Levent Kenez/Stockholm
Kenyan authorities confirmed on Monday that four Turkish nationals under UN protection who were kidnapped by masked gunmen in the early morning hours of Friday had been deported to Turkey. Nordic Monitor has uncovered a document revealing that one of the four individuals had previously been profiled by Turkish diplomats in Kenya and reported to Ankara.
According to a decision dated December 18, 2018, the Ankara Chief Public Prosecutor’s Office launched an investigation (file no. 2018/43629) into 65 Turkish nationals who were listed by Turkish diplomats in Kenya without any concrete evidence of wrongdoing. They were subsequently charged with “membership in a terrorist group” by prosecutor Adem Akıncı.
The four people deported to Turkey included Alparslan Taşçı, Hüseyin Yeşilsu and Öztürk Uzun. Also on the list prepared by the Turkish Embassy was 46-year-old Mustafa Genç, the principal of the Light Schools Academy and head of the Harmony Institute.
In a video message shared on social media shortly after the incident, Genç’s wife described the harrowing experience. “My son, two daughters, my husband, and I were leaving home when, at around 9:30 a.m., a black car crashed into us. As soon as we stopped, four armed men got out of the car in front of us and kidnapped my husband and son,” she said.
“I was left helpless, screaming with my two daughters. My 16-year-old son, Abdullah, was released about six hours later. We still have no news about my husband or the three other kidnapped individuals. I urgently call on the Kenyan government, the United Nations and all other authorities for help,” she added.
Mustafa Genç is listed as number 36 in the case file prepared by the prosecution for legal proceedings against him.:
After a long period of silence, the Kenyan government issued a statement on Monday through the Ministry of Foreign Affairs. The statement said: “Kenya confirms that four nationals of the Republic of Türkiye were repatriated to their home country on Friday, 18 October 2024, at the request of the government of Türkiye. Kenya acceded to this request on the strength of the robust historical and strategic relations anchored on bilateral instruments between our respective countries. The four have been residing in Kenya as refugees. The Ministry of Foreign and Diaspora Affairs has received assurances from the Turkish authorities that the four will be treated with dignity in keeping with national and international law.”
Statement from the Kenyan Ministry of Foreign Affairs regarding the four kidnapped Turkish nationals:
The profiling documents were conveyed to the foreign ministry by Deniz Eke, the Turkish ambassador to Kenya from 2014 to 2018, and Ahmet Cemil Miroğlu, who served as envoy from 2018 to 2022.

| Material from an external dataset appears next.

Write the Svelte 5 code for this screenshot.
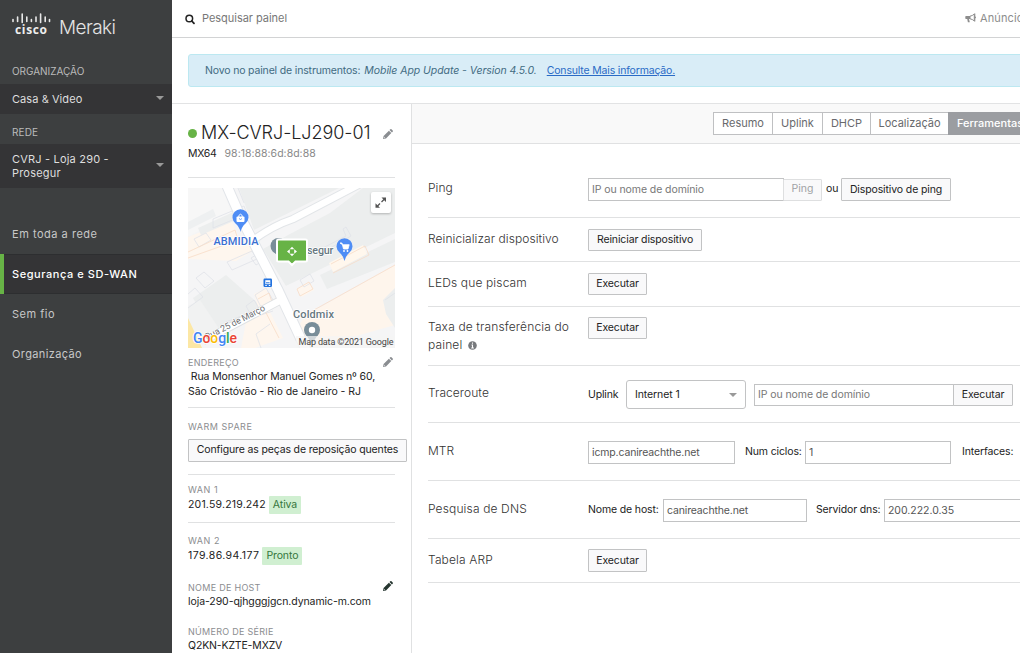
<script>
  const nav = ['Em toda a rede', 'Segurança e SD-WAN', 'Sem fio', 'Organização'];
  const tabs = [
    { name: 'Resumo', w: 60 },
    { name: 'Uplink', w: 51 },
    { name: 'DHCP', w: 49 },
    { name: 'Localização', w: 79 },
    { name: 'Ferramentas', w: 84 }
  ];
  const active = 'Segurança e SD-WAN';
</script>

{#snippet pencil(color)}
  <svg class="pencil" width="10" height="10" viewBox="0 0 10 10" fill={color}>
    <path d="M0 10 .6 7 5.9 1.7 8.300 4.100 3 9.400zM6.500 1.100 7.300.3q.6-.5 1.200 0l1.200 1.200q.5.6 0 1.200l-.8.8z" />
    <path d="M1 8.200l.9.8" stroke="#fff" stroke-width=".7" />
  </svg>
{/snippet}

<div class="page">
  <aside>
    <div class="logo">
      <svg width="110" height="28" viewBox="0 0 110 28">
        <g stroke="#e8e8e8" stroke-width="1.600" stroke-linecap="round">
          <path d="M1 7.500v2M5.600 5v4.500M10.200 2v8.500M14.800 5v4.500M19.400 7.500v2M24 5v4.500M28.600 2v8.500M33.200 5v4.500M37.500 7.500v2" />
        </g>
        <text x="3" y="21.500" class="cisco" textLength="32">cisco</text>
        <text x="47" y="21.500" class="meraki" textLength="57">Meraki</text>
      </svg>
    </div>
    <div class="cap org">ORGANIZAÇÃO</div>
    <div class="pick"><span>Casa &amp; Video</span><i class="caret"></i></div>
    <div class="cap net">REDE</div>
    <div class="pick tall"><span>CVRJ - Loja 290 -<br />Prosegur</span><i class="caret"></i></div>
    <nav>
      {#each nav as item}
        <div class="item" class:active={item === active}>{item}</div>
      {/each}
    </nav>
  </aside>

  <main>
    <header>
      <svg width="11" height="11" viewBox="0 0 11 11" fill="none" stroke="#222">
        <circle cx="4.300" cy="4.500" r="3.300" stroke-width="1.500" />
        <path d="M6.800 7l2.200 2.400" stroke-width="1.800" stroke-linecap="round" />
      </svg>
      <span class="search">Pesquisar painel</span>
      <div class="news">
        <svg width="11" height="10" viewBox="0 0 11 10">
          <path d="M1 3h4v3H4l.8 3.200H2.900L2.200 6H1Q.3 6 .3 5.300V3.700Q.3 3 1 3z" fill="#8d8d8d" />
          <path d="M5 3.200Q7.600 2.800 9.300 1v7Q7.600 6.200 5 5.800z" fill="#fff" stroke="#8d8d8d" stroke-width="1" />
          <path d="M9.800.5v8M10.400 3.700v1.500" stroke="#8d8d8d" />
        </svg>
        <span>Anúncios</span>
      </div>
    </header>

    <div class="bannerwrap">
      <div class="banner">
        <span class="b1">Novo no painel de instrumentos:</span>
        <em>Mobile App Update - Version 4.5.0.</em>
        <u>Consulte Mais informação.</u>
      </div>
    </div>

    <div class="cols">
      <section class="device">
        <div class="title"><i class="dot"></i><h1>MX-CVRJ-LJ290-01</h1>{@render pencil('#8a8d91')}</div>
        <div class="model"><span class="mx">MX64</span><span class="mac">98:18:88:6d:8d:88</span></div>
        <hr />
        <div class="map">
          <svg width="207" height="160" viewBox="0 0 207 160">
            <rect width="207" height="160" fill="#f5f5f6" />
            <path d="M0 0h36l7 25-43 24z" fill="#f7f7f7" />
            <path d="M51 0h100L66 42z" fill="#eceeee" />
            <path d="M175 0h32v52L98 98 75 61l27-15 40-21z" fill="#eceeee" />
            <path d="M0 49l43-17 10 23 17 5-22 13L0 71z" fill="#fef6ee" />
            <path d="M10 40l40-18 3 8-40 17z" fill="#eceeee" />
            <path d="M0 34l25-13 3 7L0 42z" fill="#eef0f1" />
            <path d="M5 110l33-23 35 31-47 31z" fill="#eceeee" />
            <path d="M0 118l12-6 20 30-32 18z" fill="#f1f2f2" />
            <path d="M66 106l12-6 6 15-13 7zM58 134l23-12 14 28-28 10H53z" fill="#fef6ee" />
            <path d="M98 98l109-53v12L112 128z" fill="#f5f5f6" />
            <path d="M132 87l75-36v23l-68 27z" fill="#eceeee" />
            <path d="M117 128l90-51v60l-81 23-19-16z" fill="#fef5ec" />
            <path d="M195 112l12-12v40l-9-14z" fill="#eceeee" />
            <path d="M109 101l12-7 5 8-12 7z" fill="#fef6ee" />
            <path d="M141 75l34-18 4 9-34 18z" fill="#fff7ed" />
            <g fill="none" stroke="#dfe2e8" stroke-width=".8">
              <path d="M6 51l12-6 5 7-12 7zM25 31l31-13 3 8-34 14zM39 74l25-11 5 8-25 11zM8 90l8-6 10 9-9 7zM63 70l5-3 5 7-5 3zM58 118l8-6 6 10-8 7zM67 107l11-7 7 12-12 7zM0 106l7-6 8 9-15 11M38 134l18-7M57 132l28-9M82 136l-14 10 5 14M112 92l10-6 4 7-10 6zM50 0l6 15" />
              <path d="M103 76l28-14 27-14-3-7 3-2 5 9-31 18M197 112l10-7" />
            </g>
            <g fill="none" stroke="#f8dcc6" stroke-width=".8">
              <path d="M0 64l47-22 4 13M0 70l42-15M109 101l12-7 4 7-13 7zM143 76l34-18 4 9-36 18M117 127l90-50M49 134l26-15 16 31M70 111l11-6 3 9-9 6" />
            </g>
            <path d="M39-2L53 30 90 102 119 164" fill="none" stroke="#e2e5e9" stroke-width="11" />
            <path d="M64 53Q84 38 105 31L172-4" fill="none" stroke="#e2e5e8" stroke-width="8.500" />
            <path d="M93 112L15 153" fill="none" stroke="#dfe2e4" stroke-width="8.500" />
            <path d="M39-2L53 30 90 102 119 164" fill="none" stroke="#fff" stroke-width="9" />
            <path d="M64 53Q84 38 105 31L172-4" fill="none" stroke="#fff" stroke-width="6.500" />
            <path d="M95 111L15 153" fill="none" stroke="#fff" stroke-width="6.500" />
            <path d="M0 130l14 30H0z" fill="#fce7a4" />

            <path d="M52.500 44Q51.500 39 47.500 35.500A8 8 0 1 1 57.500 35.500Q53.500 39 52.500 44z" fill="#4f8df5" />
            <rect x="48.500" y="28.500" width="8" height="5.500" rx="1" fill="#fff" />
            <path d="M50.800 29v-1.500q1.700-2.600 3.400 0V29" fill="none" stroke="#fff" stroke-width="1" />
            <path d="M51 30.500q1.500 2 3 0" fill="none" stroke="#4f8df5" stroke-width=".8" />
            <path d="M156.500 73Q155.500 68 151.500 64.500A8 8 0 1 1 161.500 64.500Q157.500 68 156.500 73z" fill="#4f8df5" />
            <path d="M152 55h2l1.500 6h4.500l1.200-4.300h-6.500z" fill="#fff" stroke="#fff" stroke-width=".8" />
            <circle cx="156" cy="63" r=".9" fill="#fff" /><circle cx="159.500" cy="63" r=".9" fill="#fff" />
            <circle cx="90.500" cy="58" r="8" fill="#788d99" />
            <path d="M84 62q5 4 6.500 9l3-6z" fill="#788d99" />
            <rect x="75.500" y="90.500" width="8.500" height="8.500" rx="1.200" fill="#2373df" />
            <rect x="77.300" y="92.200" width="5" height="4" fill="#fff" /><path d="M77.300 97.500h1.500M80.800 97.500h1.500" stroke="#fff" /><path d="M78 94.800h3.600" stroke="#2373df" />
            <circle cx="124" cy="142" r="8" fill="#788d99" />
            <path d="M119 148l5 8 5-8z" fill="#788d99" />
            <circle cx="124" cy="142" r="3.200" fill="#fff" />
            <g class="halo">
              <text x="25.500" y="57" textLength="45" class="place" fill="#3b6fd2">ABMIDIA</text>
              <text x="119" y="66" textLength="26.500" class="place" fill="#66777f">segur</text>
              <text x="105" y="130" textLength="41" class="place" fill="#66777f">Coldmix</text>
              <text transform="translate(19 152) rotate(-27)" textLength="66" class="street">Rua 25 de Março</text>
            </g>
            <path d="M90.500 51.500h27q1.500 0 1.500 1.500v19q0 1.500-1.500 1.500h-10l-3.500 3.500-3.500-3.500H90.500q-1.500 0-1.500-1.500V53q0-1.500 1.500-1.500z" fill="#67b346" stroke="#fff" stroke-width="2" />
            <path d="M104 58.700l2.300 2.500h-4.600zM104 68.300l2.300-2.500h-4.600zM99 63.500l2.800-2.300v4.600zM109 63.500l-2.800-2.300v4.600z" fill="#fff" />
            <circle cx="104" cy="63.500" r=".9" fill="#67b346" />
            <text x="5" y="155" class="google" textLength="44"><tspan fill="#4285f4">G</tspan><tspan fill="#ea4335">o</tspan><tspan fill="#fbbc05">o</tspan><tspan fill="#4285f4">g</tspan><tspan fill="#34a853">l</tspan><tspan fill="#ea4335">e</tspan></text>
            <rect x="108" y="148" width="99" height="12" fill="#f5f5f5" opacity=".7" />
            <text x="110.500" y="157" class="credit" textLength="95">Map data ©2021 Google</text>
            <rect x="183" y="4" width="20" height="21" rx="2" fill="#fff" class="shadow" />
            <path d="M193.500 9.500h4.500v4.500zM187.500 15.300v4.500h4.500z" fill="#555" /><path d="M196.500 11l-3 3M189 18.500l3-3" stroke="#555" stroke-width="1.300" />
          </svg>
        </div>
        <div class="lab addr"><span>ENDEREÇO</span>{@render pencil('#8a8d91')}</div>
        <div class="val address">&nbsp;Rua Monsenhor Manuel Gomes nº 60,<br /><span class="city">São Cristóvão - Rio de Janeiro - RJ</span></div>
        <hr />
        <div class="lab spare">WARM SPARE</div>
        <button class="sparebtn">Configure as peças de reposição quentes</button>
        <hr class="h3" />
        <div class="lab wan1">WAN 1</div>
        <div class="val wan"><span>201.59.219.242</span><b>Ativa</b></div>
        <hr class="h4" />
        <div class="lab wan2">WAN 2</div>
        <div class="val wan"><span class="ip2">179.86.94.177</span><b>Pronto</b></div>
        <div class="lab host"><span>NOME DE HOST</span>{@render pencil('#25352f')}</div>
        <div class="val hostname">loja-290-qjhgggjgcn.dynamic-m.com</div>
        <div class="lab serial">NÚMERO DE SÉRIE</div>
        <div class="val sn">Q2KN-KZTE-MXZV</div>
      </section>

      <section class="tools">
        <div class="tabbar">
          {#each tabs as t}
            <div class="tab" class:on={t.name === 'Ferramentas'} style="width:{t.w}px">{t.name}</div>
          {/each}
        </div>
        <div class="rows">
          <div class="row r1"><label>Ping</label>
            <div class="ctl"><div class="inp ph w196">IP ou nome de domínio</div><button class="off">Ping</button><span class="ou">ou</span><button class="w110 t23">Dispositivo de ping</button></div>
          </div>
          <div class="row r2"><label>Reinicializar dispositivo</label><div class="ctl"><button class="w114">Reiniciar dispositivo</button></div></div>
          <div class="row r3"><label>LEDs que piscam</label><div class="ctl"><button class="run">Executar</button></div></div>
          <div class="row r4"><label>Taxa de transferência do painel
              <svg class="info" width="9" height="9" viewBox="0 0 9 9"><circle cx="4.500" cy="4.500" r="4.300" fill="#77797c" /><path d="M4.500 1.500v1.300M3.500 4h1v3M3.200 7h2.700" stroke="#fff" stroke-width="1.100" fill="none" /></svg></label>
            <div class="ctl"><button class="run">Executar</button></div></div>
          <div class="row r5"><label>Traceroute</label>
            <div class="ctl"><span class="upl">Uplink</span><div class="select">Internet 1<i class="caret"></i></div><div class="inp ph w200">IP ou nome de domínio</div><button class="run join">Executar</button></div>
          </div>
          <div class="row r6"><label>MTR</label>
            <div class="ctl"><div class="inp w147 icmp">icmp.canireachthe.net</div><span class="num">Num ciclos:</span><div class="inp w146">1</div><span class="ifs">Interfaces:</span></div>
          </div>
          <div class="row r7"><label>Pesquisa de DNS</label>
            <div class="ctl"><span class="hn">Nome de host:</span><div class="inp w144 icmp">canireachthe.net</div><span class="sd">Servidor dns:</span><div class="inp w146">200.222.0.35</div></div>
          </div>
          <div class="row r8"><label>Tabela ARP</label><div class="ctl"><button class="run">Executar</button></div></div>
        </div>
      </section>
    </div>
  </main>
</div>

<style>
  :global(body) { margin: 0; overflow: hidden; }
  .page { display: flex; width: 1020px; height: 653px; overflow: hidden; font: 11px/14px Inter, sans-serif; color: #222; background: #fff; white-space: nowrap; }
  .page * { box-sizing: border-box; }
  svg { display: block; flex: none; }
  aside { width: 172px; flex: none; background: #3d3f40; color: #d4d4d4; }
  .logo { height: 64px; padding: 12px 0 0 12px; }
  .cisco { font: 700 12px 'Open Sans', sans-serif; fill: #eee; }
  .meraki { font: 300 19px Inter, sans-serif; fill: #e4e4e4; }
  .cap { padding-left: 12px; font-size: 10px; color: #bbb; letter-spacing: -.03px; }
  .org { height: 20px; }
  .net { height: 30px; line-height: 37px; letter-spacing: .15px; }
  .pick { display: flex; align-items: center; justify-content: space-between; height: 30px; padding: 0 8px 0 12px; background: #343436; letter-spacing: .07px; color: #dedede; }
  .tall { height: 44px; padding-bottom: 1px; letter-spacing: .19px; }
  .pick .caret { position: relative; top: -1px; }
  .caret { width: 0; border: 4px solid transparent; border-top-color: #999; border-bottom: 0; }
  nav { padding-top: 26px; }
  .item { height: 40px; padding-left: 12px; line-height: 40px; letter-spacing: .52px; color: #c8c8c8; }
  .item:last-child { letter-spacing: .38px; }
  .item.active { padding-left: 8px; border-left: 4px solid #67b346; background: #343436; color: #fff; font-weight: 500; letter-spacing: .56px; box-shadow: inset 0 1px #2d2e30, inset 0 -1px #2d2e30; }

  main { width: 848px; flex: none; }
  header { display: flex; align-items: center; height: 38px; padding: 0 0 1px 13px; border-bottom: 1px solid #d2d3d4; }
  .search { margin-left: 6px; color: #777; letter-spacing: -.03px; }
  header > svg { margin-top: 2px; }
  .news { display: flex; align-items: center; gap: 4px; width: 55px; margin-left: auto; color: #8d8d8d; letter-spacing: .1px; overflow: hidden; }
  .bannerwrap { height: 66px; padding: 16px 0 0 16px; border-bottom: 1px solid #e2e3e4; }
  .banner { display: flex; height: 33px; margin-right: -6px; padding-left: 16px; line-height: 31px; background: #d9edf7; border: 1px solid #bce8f1; border-radius: 3px; color: #426b82; font-size: 10.500px; letter-spacing: -.16px; }
  .banner em { margin-left: 4px; letter-spacing: -.06px; }
  .banner u { margin-left: 10px; color: #2a6bc6; letter-spacing: -.17px; }
  .cols { display: flex; height: 549px; }
  .device { width: 240px; flex: none; padding: 0 16px; border-right: 1px solid #e0e1e2; font-size: 10.500px; }
  hr { height: 1px; margin: 0; border: 0; background: #e0e1e2; }
  .title { display: flex; align-items: center; padding-top: 17px; height: 41px; }
  .dot { width: 9px; height: 9px; margin-top: 1px; border-radius: 50%; background: #67b346; }
  h1 { margin: 0 0 0 4px; width: 182px; font: 300 18px/22px Inter, sans-serif; letter-spacing: -.05px; color: #222; }
  .title .pencil { margin-top: 1px; }
  .model { display: flex; height: 32px; line-height: 17px; }
  .mx { letter-spacing: -.25px; }
  .mac { margin-left: 8px; color: #888; letter-spacing: .02px; }
  .map { margin-top: 10px; height: 160px; }
  .place { font: 500 11px Roboto, sans-serif; }
  .street { font: 9px Roboto, sans-serif; fill: #6d6f73; }
  .halo text { paint-order: stroke; stroke: #fff; stroke-width: 1.500px; stroke-linejoin: round; }
  .google { font: 500 14px Roboto, sans-serif; paint-order: stroke; stroke: #fff; stroke-width: 1.500px; }
  .credit { font: 9px Roboto, sans-serif; fill: #444; }
  .shadow { filter: drop-shadow(0 1px 1px rgba(0,0,0,.25)); }
  .lab { display: flex; justify-content: space-between; font-size: 9px; line-height: 13px; color: #8b8d90; letter-spacing: .28px; }
  .device .lab .pencil { margin-right: 2px; }
  .addr { padding-top: 8px; height: 21px; }
  .addr .pencil { margin-top: 1px; }
  .address { line-height: 15px; height: 38px; letter-spacing: -.12px; }
  .city { letter-spacing: -.04px; }
  .spare { margin-top: 12px; height: 19px; letter-spacing: .5px; }
  button { height: 22px; padding: 0; border: 1px solid #c2c3c4; border-radius: 1px; background: #f9f9fa; font: 10.500px/18px Inter, sans-serif; letter-spacing: -.12px; color: #222; flex: none; }
  .sparebtn { display: block; width: 219px; height: 23px; padding-bottom: 2px; letter-spacing: -.14px; }
  .h3 { margin-top: 12px; }
  .wan1 { margin-top: 8px; height: 13px; letter-spacing: .5px; }
  .wan { display: flex; align-items: center; height: 18px; letter-spacing: .19px; }
  .ip2 { letter-spacing: .4px; }
  .wan b { margin-left: 3px; padding: 0 4px; height: 18px; line-height: 17px; font-weight: 400; letter-spacing: -.1px; background: #d0efd1; color: #35763c; border-radius: 1px; }
  .h4 { margin-top: 8px; }
  .wan2 { margin-top: 11px; height: 13px; letter-spacing: .5px; }
  .host { margin-top: 16px; height: 14px; letter-spacing: .28px; }
  .hostname { letter-spacing: -.08px; }
  .sn { letter-spacing: -.15px; }
  .serial { margin-top: 16px; height: 14px; }

  .tools { flex: 1; min-width: 0; overflow: hidden; }
  .tabbar { display: flex; height: 40px; padding: 8px 0 0 301px; background: #f9f9f9; border-bottom: 1px solid #e0e1e2; }
  .tab { flex: none; height: 23px; margin-right: -1px; border: 1px solid #bfc0c2; background: #fff; color: #68696c; line-height: 21px; text-align: center; }
  .tabbar .on { background: #9b9da1; border-color: #9b9da1; color: #fff; font-weight: 500; }
  .rows { padding-left: 16px; font-size: 10.500px; }
  .row { display: flex; border-bottom: 1px solid #e0e1e2; }
  label { width: 160px; flex: none; white-space: normal; padding-right: 10px; font: 300 12px/18px Inter, sans-serif; letter-spacing: .07px; color: #333; }
  .r3 label, .r4 label, .r7 label, .r8 label { letter-spacing: .14px; }
  .info { display: inline-block; margin-left: 2px; vertical-align: -1px; }
  .ctl { display: flex; align-items: flex-start; flex: 1; min-width: 0; }
  .r1 { height: 74px; } .r1 label { padding-top: 35px; } .r1 .ctl { padding-top: 34px; }
  .r2 { height: 44px; } .r3 { height: 45px; } .r8 { height: 44px; }
  .r2 label, .r3 label, .r8 label { padding-top: 12px; }
  .r2 .ctl, .r3 .ctl { padding-top: 11px; }
  .r8 .ctl { padding-top: 10px; } .r8 .run { height: 23px; }
  .r4 { height: 59px; } .r4 label { padding-top: 11px; } .r4 .ctl { padding-top: 10px; }
  .r5 { height: 57px; } .r5 label { padding-top: 18px; } .r5 .ctl { padding-top: 14px; }
  .r6, .r7 { height: 58px; } .r6 label, .r7 label { padding-top: 19px; } .r6 .ctl, .r7 .ctl { padding-top: 18px; }
  .inp { flex: none; height: 23px; padding: 0 3px; border: 1px solid #c2c3c4; background: #fff; line-height: 21px; letter-spacing: -.03px; color: #555; }
  .ph { color: #777; letter-spacing: -.08px; }
  .icmp { letter-spacing: -.15px; }
  .ctl > span { flex: none; line-height: 21px; letter-spacing: -.14px; }
  .w196 { width: 196px; }
  .off { width: 39px; height: 22px; margin: 1px 0 0 -1px; padding-bottom: 2px; border-color: #dedfe0; color: #a0a2a5; letter-spacing: 0; }
  .ou { width: 19px; padding-left: 4px; }
  .w110 { width: 110px; } .t23 { height: 23px; line-height: 19px; } .w114 { width: 114px; }
  .run { width: 59px; }
  .upl { width: 38px; padding-top: 4px; }
  .select { display: flex; align-items: center; justify-content: space-between; width: 120px; height: 29px; padding: 0 8px; border: 1px solid #c2c3c4; border-radius: 3px; letter-spacing: -.1px; }
  .w200 { width: 200px; height: 22px; margin: 4px 0 0 8px; line-height: 19px; }
  .join { width: 60px; margin: 4px 0 0 -1px; }
  .w147 { width: 147px; } .w146 { width: 146px; } .w144 { width: 144px; }
  .num { width: 70px; padding-left: 10px; }
  .ifs { padding-left: 11px; }
  .hn { width: 75px; }
  .sd { width: 77px; padding-left: 9px; }
</style>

The Turkish Embassy previously attracted public attention following the enforced disappearance of Turkish teacher Selahattin Gülen in Nairobi in May 2021. It was later revealed that Gülen had been detained and returned to Turkey by agents of Turkey’s National Intelligence Organization (MİT). Shortly after his repatriation from Kenya, an Ankara court arrested Gülen on terrorism-related charges.
Turkish President Recep Tayyip Erdogan turned against the Gülen movement, a group critical of him, after major corruption investigations in December 2013 incriminated him, his family members and his business and political associates. The order to spy on people and organizations affiliated with the movement came in early 2014, resulting in volunteers of the movement being targeted with criminal prosecutions on fabricated charges of terrorism.
The crackdown on the movement intensified after a coup attempt in 2016. Since then, the assets of individuals, corporations and organizations that were seen as affiliated with the movement were branded as war spoils open to plunder. More than 130,000 civil servants have been dismissed by the government with no effective judicial or administrative investigation, 4,560 of whom were judges and prosecutors who were replaced by pro-Erdogan staff.
Turkish diplomatic and consular missions around the world have systematically spied on critics of President Erdogan, profiled their organizations and listed their names as if they were part of a terrorist organization. Working as a teacher in a Gülen-inspired school or contributing to non-profit institutions affiliated with the movement abroad are considered acts of terrorism by the Erdogan government.
Educator Orhan İnandı, who was included in a profiling list prepared by Turkish diplomats, was kidnapped in Kyrgyzstan on May 31, 2021 and illegally brought to Turkey by MIT. İnandı, who had lived in Kyrgyzstan for nearly 30 years, was arrested on July 12, 2021, convicted of charges of membership in a terrorist organization and sentenced to 21 years in prison in 2023.
As previously disclosed by Nordic Monitor, the foreign ministry sent lists of profiled Turkish nationals in two CDs to the Ankara Chief Public Prosecutor’s Office, the national police and Turkey’s intelligence agency MIT on February 19, 2018 via an official document for further administrative or legal action, the punishment of their relatives back in Turkey and the seizure of their assets.
Public prosecutor Akıncı, who received the foreign ministry document on February 23, 2018, forwarded the classified CDs including information on 4,386 Erdogan critics to the organized crime unit of the Ankara Police Department for further action. The police conveyed the results of its investigations to the public prosecutor.